Ainsi comprise, la sécurité sociale s’identifie à toute politique constructive, cohérente et complète de progrès social. Bien que l’article 22 de la Déclaration universelle des droits de l’homme proclame que « toute personne a droit à la sécurité sociale », il est bien évident qu’aucune norme internationale de politique sociale ne peut être valablement définie : en effet, les diverses communautés nationales connaissent des degrés divers de développement, possèdent une histoire et des traditions particulières.

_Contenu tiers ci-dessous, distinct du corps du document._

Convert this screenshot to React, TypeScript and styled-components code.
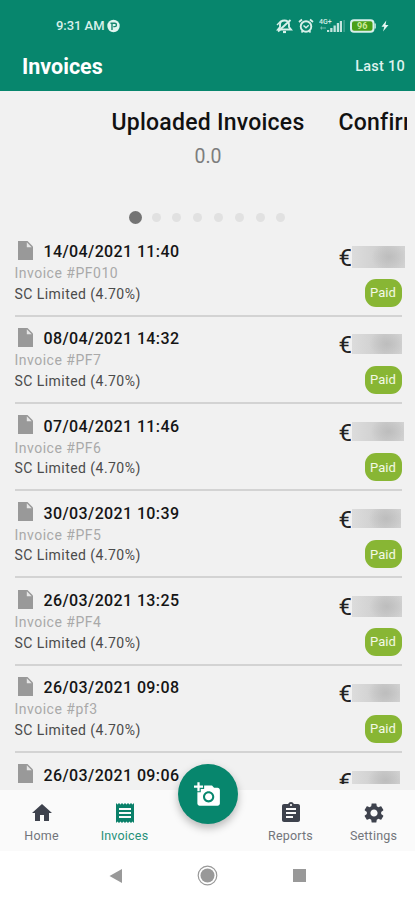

La grande diversité des systèmes de sécurité sociale existant dans le monde ont rendu nécessaire la conclusion de conventions internationales multilatérales et bilatérales afin de régler les problèmes posés par les personnes ayant exercé leur activité professionnelle dans plusieurs pays ; en outre, le libre droit d’établissement des nationaux des neuf pays de la communauté européenne dans l’un ou l’autre de ces pays a conduit à élaborer de projets de coordination et même d’unification des diverses législations.

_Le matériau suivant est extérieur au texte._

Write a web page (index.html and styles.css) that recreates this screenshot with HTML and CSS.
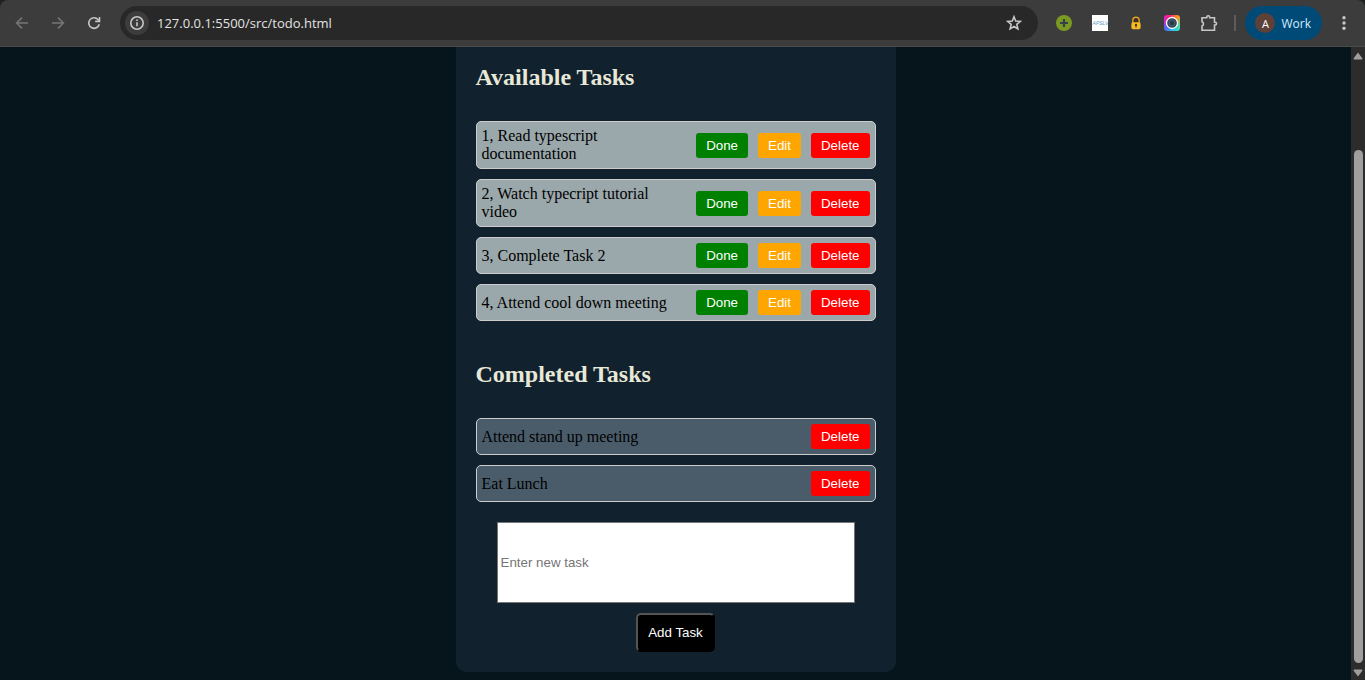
FILE: index.html
```html
<!DOCTYPE html>
<html lang="en">
<head>
<meta charset="utf-8">
<title>Todo</title>
<link rel="stylesheet" href="styles.css">
</head>
<body>
<div class="window">
  <header class="toolbar">
    <nav class="nav">
      <button class="icon-button dim" type="button" aria-label="Back">
        <svg width="16" height="16" viewBox="0 0 16 16"><path d="M14 8H3M8 2.6 2.6 8 8 13.4"/></svg>
      </button>
      <button class="icon-button dim" type="button" aria-label="Forward">
        <svg width="16" height="16" viewBox="0 0 16 16"><path d="M2 8h11M8 2.6 13.4 8 8 13.4"/></svg>
      </button>
      <button class="icon-button" type="button" aria-label="Reload">
        <svg width="16" height="16" viewBox="0 0 16 16"><path d="M13.2 9.2A5.3 5.3 0 1 1 12 4.5L13.4 6"/><path d="M13.5 2v4.4H9.2"/></svg>
      </button>
    </nav>
    <div class="address">
      <button class="site-info" type="button" aria-label="Site information">
        <svg width="16" height="16" viewBox="0 0 16 16"><circle cx="8" cy="8" r="6.2"/><path d="M8 7.2v4M8 4.4v1.6"/></svg>
      </button>
      <input class="url" type="text" aria-label="Address" value="127.0.0.1:5500/src/todo.html">
      <button class="icon-button" type="button" aria-label="Bookmark">
        <svg width="16" height="16" viewBox="0 0 16 16"><path d="m8 1.8 1.7 4.2 4.6.4-3.5 3 1.1 4.5L8 11.500l-3.900 2.400 1.100-4.500-3.500-3 4.600-.4z"/></svg>
      </button>
    </div>
    <div class="extensions">
      <svg width="16" height="16" viewBox="0 0 16 16"><circle cx="8" cy="8" r="8" fill="#7a9a22"/><path d="M8 4v8M4 8h8" stroke="#37404a" stroke-width="2.200"/></svg>
      <span class="ext-label">APSLV</span>
      <svg width="16" height="16" viewBox="0 0 16 16"><path d="M4.800 8V5.500a3.200 3.200 0 0 1 6.400 0V8" fill="#38312b" stroke="#e0a41c" stroke-width="1.400"/><rect x="3.400" y="7.200" width="9.200" height="7" rx="1.800" fill="#f7bd20"/><circle cx="8" cy="10" r="1.200" fill="#49391b"/><path d="M8 10v2.600" stroke="#49391b"/></svg>
      <span class="ext-lens"><svg width="16" height="16" viewBox="0 0 16 16"><circle cx="8" cy="8" r="5.500" fill="#354657" stroke="#fff" stroke-width="1.300"/><circle cx="8" cy="8" r="2.800" fill="#26394c" stroke="#52677a" stroke-width=".8"/></svg></span>
      <button class="icon-button" type="button" aria-label="Extensions">
        <svg width="18" height="18" viewBox="0 0 18 18"><path d="M2 3.700h4.700V3.200a1.500 1.500 0 0 1 3 0v.5h4.800V8.200h.6a1.400 1.400 0 0 1 0 2.800h-.6v5.200H2v-4.100a2.300 2.300 0 0 0 0-4.300z"/></svg>
      </button>
    </div>
    <span class="divider"></span>
    <button class="profile" type="button"><span class="avatar">A</span>Work</button>
    <button class="icon-button menu" type="button" aria-label="Menu">
      <svg width="16" height="16" viewBox="0 0 16 16"><circle cx="8" cy="2.700" r="1.700"/><circle cx="8" cy="8" r="1.700"/><circle cx="8" cy="13.300" r="1.700"/></svg>
    </button>
  </header>
  <div class="viewport">
    <main class="page">
      <div class="card">
        <h2 class="heading">Available Tasks</h2>
        <ul class="list">
          <li class="task"><span class="name">1, Read typescript documentation</span><span class="actions"><button class="btn done">Done</button><button class="btn edit">Edit</button><button class="btn delete">Delete</button></span></li>
          <li class="task"><span class="name">2, Watch typecript tutorial video</span><span class="actions"><button class="btn done">Done</button><button class="btn edit">Edit</button><button class="btn delete">Delete</button></span></li>
          <li class="task"><span class="name">3, Complete Task 2</span><span class="actions"><button class="btn done">Done</button><button class="btn edit">Edit</button><button class="btn delete">Delete</button></span></li>
          <li class="task"><span class="name">4, Attend cool down meeting</span><span class="actions"><button class="btn done">Done</button><button class="btn edit">Edit</button><button class="btn delete">Delete</button></span></li>
        </ul>
        <h2 class="heading completed-heading">Completed Tasks</h2>
        <ul class="list">
          <li class="task completed"><span class="name">Attend stand up meeting</span><span class="actions"><button class="btn delete">Delete</button></span></li>
          <li class="task completed"><span class="name">Eat Lunch</span><span class="actions"><button class="btn delete">Delete</button></span></li>
        </ul>
        <form class="form">
          <input class="new-task" type="text" placeholder="Enter new task" aria-label="New task">
          <button class="add" type="button">Add Task</button>
        </form>
      </div>
    </main>
    <div class="scrollbar" aria-hidden="true">
      <svg class="arrow" width="10" height="8" viewBox="0 0 10 8"><path d="M5 .5 9.500 6.500Q9.500 7.500 8.500 7.500h-7Q.5 7.500.5 6.500z"/></svg>
      <div class="track"><span class="thumb"></span></div>
      <svg class="arrow" width="10" height="8" viewBox="0 0 10 8"><path d="M5 7.500.5 1.500Q.5.5 1.500.5h7q1 0 1 1z"/></svg>
    </div>
  </div>
</div>
</body>
</html>
```
FILE: styles.css
```css
* { box-sizing: border-box; }

body {
  margin: 0;
  background: #1f2020;
}

button { cursor: pointer; }

.window {
  display: flex;
  flex-direction: column;
  height: 100vh;
  overflow: hidden;
}

/* Browser toolbar */
.toolbar {
  display: flex;
  align-items: center;
  flex: none;
  padding: 6px 13px 6px 14px;
  background: #3c3c3c;
  border-bottom: 1px solid #4a4a4a;
  border-radius: 8px 8px 0 0;
  font-family: "Noto Sans", sans-serif;
}

.icon-button {
  display: flex;
  padding: 0;
  border: 0;
  background: none;
}

.icon-button svg,
.site-info svg {
  fill: none;
  stroke: #c7c7c7;
  stroke-width: 1.6;
}

.icon-button.dim svg { stroke: #757575; }

.nav {
  display: flex;
  gap: 20px;
  margin-right: 18px;
}

.address {
  display: flex;
  flex: 1;
  align-items: center;
  height: 34px;
  padding: 0 16px 0 5px;
  border-radius: 17px;
  background: #282828;
}

.site-info {
  display: grid;
  place-items: center;
  width: 24px;
  height: 24px;
  padding: 0;
  border: 0;
  border-radius: 50%;
  background: #3c3c3c;
}

.url {
  flex: 1;
  min-width: 0;
  margin-left: 8px;
  padding: 0;
  border: 0;
  outline: 0;
  background: none;
  color: #e3e3e3;
  font: 13px "Open Sans", sans-serif;
}

.extensions {
  display: flex;
  align-items: center;
  gap: 20px;
  margin-left: 18px;
}

.ext-label {
  display: grid;
  place-items: center;
  width: 16px;
  height: 16px;
  background: #fff;
  color: #5b9bc0;
  font: italic 5px "Liberation Sans", sans-serif;
}

.ext-lens {
  display: flex;
  border-radius: 3px;
  background: conic-gradient(from 45deg, #ff9a1c, #5bdc9a, #25cff0, #4a6cf0, #d52bd0, #ff1d75, #ff9a1c);
}

.divider {
  width: 2px;
  height: 16px;
  margin: 0 9px 0 16px;
  background: #5c5c5c;
}

.profile {
  display: flex;
  align-items: center;
  gap: 6px;
  height: 34px;
  padding: 0 11px 0 10px;
  border: 0;
  border-radius: 17px;
  background: #004a77;
  color: #d3ebff;
  font: 12px "Open Sans", sans-serif;
}

.avatar {
  display: grid;
  place-items: center;
  width: 20px;
  height: 20px;
  border-radius: 50%;
  background: #5d4037;
  color: #fff;
  font-size: 11px;
}

.menu { margin-left: 14px; }

.menu svg {
  fill: #c7c7c7;
  stroke: none;
}

/* Page */
.viewport {
  display: flex;
  flex: 1;
  min-height: 0;
}

.page {
  flex: 1;
  background: #05151b;
  font-family: "Liberation Serif", serif;
  font-size: 16px;
}

.card {
  width: 440px;
  max-width: 100%;
  margin: 0 auto;
  padding: 17px 20px 20px;
  border-radius: 0 0 10px 10px;
  background: #11212d;
}

.heading {
  margin: 0 0 30px;
  color: #e8e8d8;
  font-size: 24px;
  line-height: 27px;
}

.completed-heading { margin-top: 40px; }

.list {
  display: flex;
  flex-direction: column;
  gap: 10px;
  margin: 0;
  padding: 0;
  list-style: none;
}

.task {
  display: flex;
  align-items: center;
  justify-content: space-between;
  gap: 10px;
  padding: 5px;
  border: 1px solid #ccc;
  border-radius: 5px;
  background: #9ba8ab;
  color: #000;
  line-height: 18px;
}

.task.completed { background: #4a5c6a; }

.name { max-width: 192px; }

.actions {
  display: flex;
  gap: 10px;
}

.btn {
  padding: 5px 10px;
  border: 0;
  border-radius: 3px;
  color: #fff;
  font-family: "Liberation Sans", Arial, sans-serif;
}

.done { background: #008000; }
.edit { background: #ffa500; }
.delete { background: #f00; }

.form {
  display: flex;
  flex-direction: column;
  align-items: center;
  gap: 10px;
  margin-top: 20px;
}

.new-task {
  width: 358px;
  max-width: 100%;
  height: 81px;
  padding: 1px 3px;
  border: 1px solid #767676;
  background: #fff;
  font-family: "Liberation Sans", Arial, sans-serif;
}

.new-task::placeholder { color: #757575; }

.add {
  padding: 10px;
  border: 2px outset #000;
  border-radius: 5px;
  background: #000;
  color: #fff;
  font-family: "Liberation Sans", Arial, sans-serif;
}

/* Scrollbar */
.scrollbar {
  display: flex;
  flex-direction: column;
  align-items: center;
  width: 14px;
  padding: 5px 0 3px;
  background: #2c2c2c;
}

.arrow {
  flex: none;
  fill: #9f9f9f;
}

.track {
  display: flex;
  flex: 1;
  align-items: flex-end;
  padding: 6px 0;
}

.thumb {
  width: 9px;
  height: 86%;
  border-radius: 5px;
  background: #9f9f9f;
}
```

L’étendue des risques couverts

D’une manière générale, les diverses législations nationales couvrent les risques suivants : accidents du travail, maladie, maternité, invalidité, vieillesse, décès et chômage. Certaines d’entre elles (France et Belgique surtout) comportent également des avantages substantiels pour les familles.

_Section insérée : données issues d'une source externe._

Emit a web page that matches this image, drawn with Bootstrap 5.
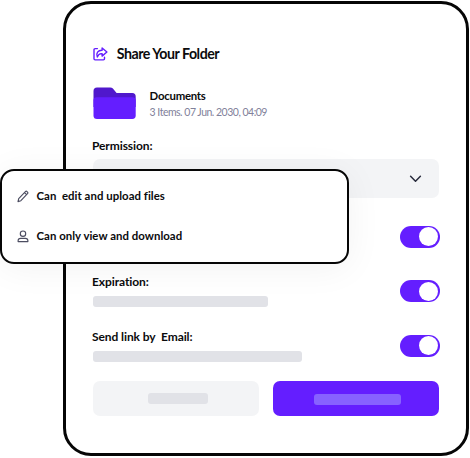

Le coût des « prestations en nature » (remboursement des frais médicaux) maladie et maternité, en augmentation réelle constante, varie proportionnellement assez peu d’un pays à l’autre ; mais certains pays ont créé un Service national de santé (Grande-Bretagne et Union soviétique), d’autres connaissent la médecine de caisse (Allemagne fédérale ou Pays-Bas), d’autres encore font une part très large à la médecine libérale (France, Belgique et, dans une mesure moindre, Italie). Bien que les États-Unis aient les premiers adopté une législation comportant l’expression de sécurité sociale, ils ne disposent encore d’aucun système fédéral d’assurance maladie obligatoire (sauf depuis 1965 en ce qui concerne les frais hospitaliers des personnes âgées) ; deux grandes fédérations de mutuelles (la Croix bleue [Blue Cross] et le Bouclier bleu [Blue Shield]) couvrent, concurremment avec les compagnies d’assurance* privées, les risques d’hospitalisation et de soins médicaux dans le cadre de l’assurance facultative.

En Allemagne fédérale (où les prestations familiales sont peu nombreuses et d’un faible montant), aux Pays-Bas et en Italie, l’assurance invalidité et vieillesse représente la moitié au moins des dépenses de sécurité sociale ; il est vrai qu’en France plusieurs régimes spéciaux font une part importante à cette assurance, que de nombreux accords professionnels ont institué des régimes complémentaires vieillesse et que compagnies d’assurance et mutuelles peuvent également intervenir.


Généralisation et unification

La tendance générale est actuellement d’élargir le bénéfice de la sécurité sociale à l’ensemble de la population alors que, à l’origine des assurances sociales, n’étaient couverts que les plus défavorisés des salariés. Dans certains pays (notamment en Grande-Bretagne), la généralisation s’est faite immédiatement après la Seconde Guerre mondiale ; dans d’autres pays (en France par exemple, où 98 p. 100 de la population sont garantis au début des années 1970), elle se réalise lentement et par étapes successives.